Questa canzone è una di quelle che amo molto. È “Obeah Woman” di Nina Simone. È remixata da DJ Logic. Così il ritmo è più contemporaneo, ma la sua voce è semplicemente incredibile e la… la sua autenticità e l’emozione, la adoro.

[MUSICA - “OBEAH WOMAN (DJ LOGIC REMIX)” DI NINA SIMONE]

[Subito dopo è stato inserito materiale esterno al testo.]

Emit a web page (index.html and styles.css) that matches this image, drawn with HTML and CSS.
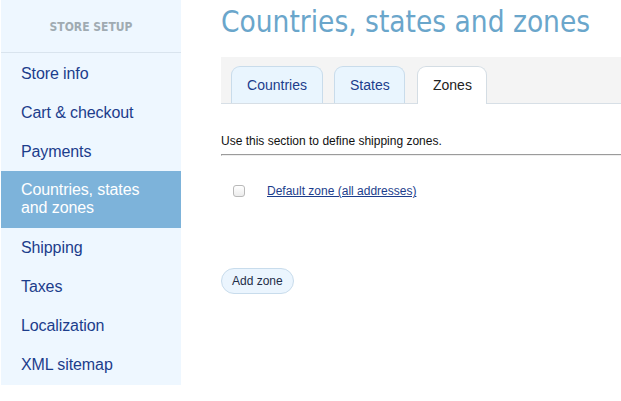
FILE: index.html
```html
<!DOCTYPE html>
<html>
<head>
<meta charset="utf-8">
<link rel="stylesheet" href="styles.css">
</head>
<body>
<div class="page">
  <aside class="sidebar">
    <div class="side-head">STORE SETUP</div>
    <ul class="side-menu">
      <li class="side-item">Store info</li>
      <li class="side-item">Cart &amp; checkout</li>
      <li class="side-item">Payments</li>
      <li class="side-item active">Countries, states and zones</li>
      <li class="side-item">Shipping</li>
      <li class="side-item">Taxes</li>
      <li class="side-item">Localization</li>
      <li class="side-item">XML sitemap</li>
    </ul>
  </aside>
  <main class="main">
    <h1 class="title">Countries, states and zones</h1>
    <div class="tabbar">
      <div class="tab first">Countries</div>
      <div class="tab">States</div>
      <div class="tab current">Zones</div>
    </div>
    <p class="intro">Use this section to define shipping zones.</p>
    <div class="rule"></div>
    <div class="zone-row">
      <span class="check"></span>
      <a class="zone-link" href="#">Default zone (all addresses)</a>
    </div>
    <button class="add-btn">Add zone</button>
  </main>
</div>
</body>
</html>
```
FILE: styles.css
```css
html, body {
  margin: 0;
  padding: 0;
  background: #fff;
  font-family: "Liberation Sans", Arial, sans-serif;
}
.page {
  display: flex;
  align-items: flex-start;
  width: 621px;
  height: 401px;
  overflow: hidden;
}
.sidebar {
  width: 180px;
  flex: none;
  margin-left: 1px;
  background: #eef7ff;
  padding-bottom: 1px;
}
.side-head {
  height: 52px;
  line-height: 54px;
  text-align: center;
  font-family: "DejaVu Sans Condensed", "DejaVu Sans", sans-serif;
  font-weight: bold;
  font-size: 12px;
  color: #a0abb2;
  border-bottom: 1px solid #d9e4ee;
}
.side-menu {
  list-style: none;
  margin: 0;
  padding: 1px 0 0;
}
.side-item {
  padding: 10px 20px;
  font-size: 16px;
  line-height: 19px;
  color: #1c3d8c;
  letter-spacing: -0.1px;
}
.side-item.active {
  background: #7db3da;
  color: #fff;
  padding: 10px 20px 11px;
  line-height: 18px;
}
.main {
  flex: 1;
  padding-left: 40px;
  min-width: 0;
}
.title {
  margin: 0;
  height: 57px;
  line-height: 44px;
  font-family: "DejaVu Sans Condensed", "DejaVu Sans", sans-serif;
  font-weight: normal;
  font-size: 29.5px;
  color: #6aa6cb;
  white-space: nowrap;
}
.tabbar {
  display: flex;
  gap: 11px;
  align-items: flex-end;
  background: #f4f4f4;
  padding: 9px 0 0 10px;
  height: 37px;
  border-bottom: 1px solid #d7dfe6;
}
.tab {
  flex: none;
  height: 36px;
  line-height: 36px;
  padding: 0 15px;
  font-size: 14px;
  color: #1c3d8c;
  background: #e9f5fe;
  border: 1px solid #c9dceb;
  border-bottom: none;
  border-radius: 9px 9px 0 0;
}
.tab.first {
  width: 60px;
  text-align: center;
}
.tab:nth-child(2) {
  width: 39px;
  text-align: center;
}
.tab.current {
  width: 38px;
  text-align: center;
  background: #fff;
  color: #222;
  border-color: #d4dde4;
  height: 37px;
  margin-bottom: -1px;
  margin-left: 1px;
}
.intro {
  margin: 30px 0 0;
  font-size: 12px;
  line-height: 14px;
  color: #111;
}
.rule {
  margin-top: 6px;
  height: 0;
  border-top: 1px solid #9b9b9b;
  border-bottom: 1px solid #eee;
  border-left: 1px solid #9b9b9b;
}
.zone-row {
  display: flex;
  align-items: center;
  margin-top: 28px;
  padding-left: 12px;
  height: 14px;
}
.check {
  width: 10px;
  height: 10px;
  border: 1px solid #b9b9b9;
  border-radius: 3px;
  background: linear-gradient(#fff, #ececec);
  margin-right: 22px;
}
.zone-link {
  font-size: 12px;
  color: #1c3d8c;
  text-decoration: underline;
}
.add-btn {
  display: block;
  margin-top: 70px;
  height: 26px;
  padding: 0 10px;
  font-family: "Liberation Sans", Arial, sans-serif;
  font-size: 12px;
  color: #1f2d48;
  background: #ebf5fe;
  border: 1px solid #c8dcec;
  border-radius: 13px;
}
```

Voglio lasciarti con una canzone su cui corro e cammino spessissimo. È una selezione un po’ strana. È Beethoven. Non sono… Non so molto della musica classica, ma questa l’ha scritta quando era sordo. Quindi non riusciva a sentirla. È “Inno alla gioia” di Beethoven. E voglio che ne ascolti una parte perché è semplicemente… io la trovo trasformativa, specialmente il coro… C’è un momento in cui il coro esplode di gioia ed è… Ogni volta mi fa venire i brividi.

[MUSICA - “INNO ALLA GIOIA” CORO DI LUDWIG VAN BEETHOVEN ESEGUITO DALLA LONDON SYMPHONY ORCHESTRA, JOSEF KRIPS]

Scusa se ho divagato un po’. Tendo a farlo. Ma spero che per te sia stato divertente. Grazie per aver trovato il tempo di passeggiare con me oggi.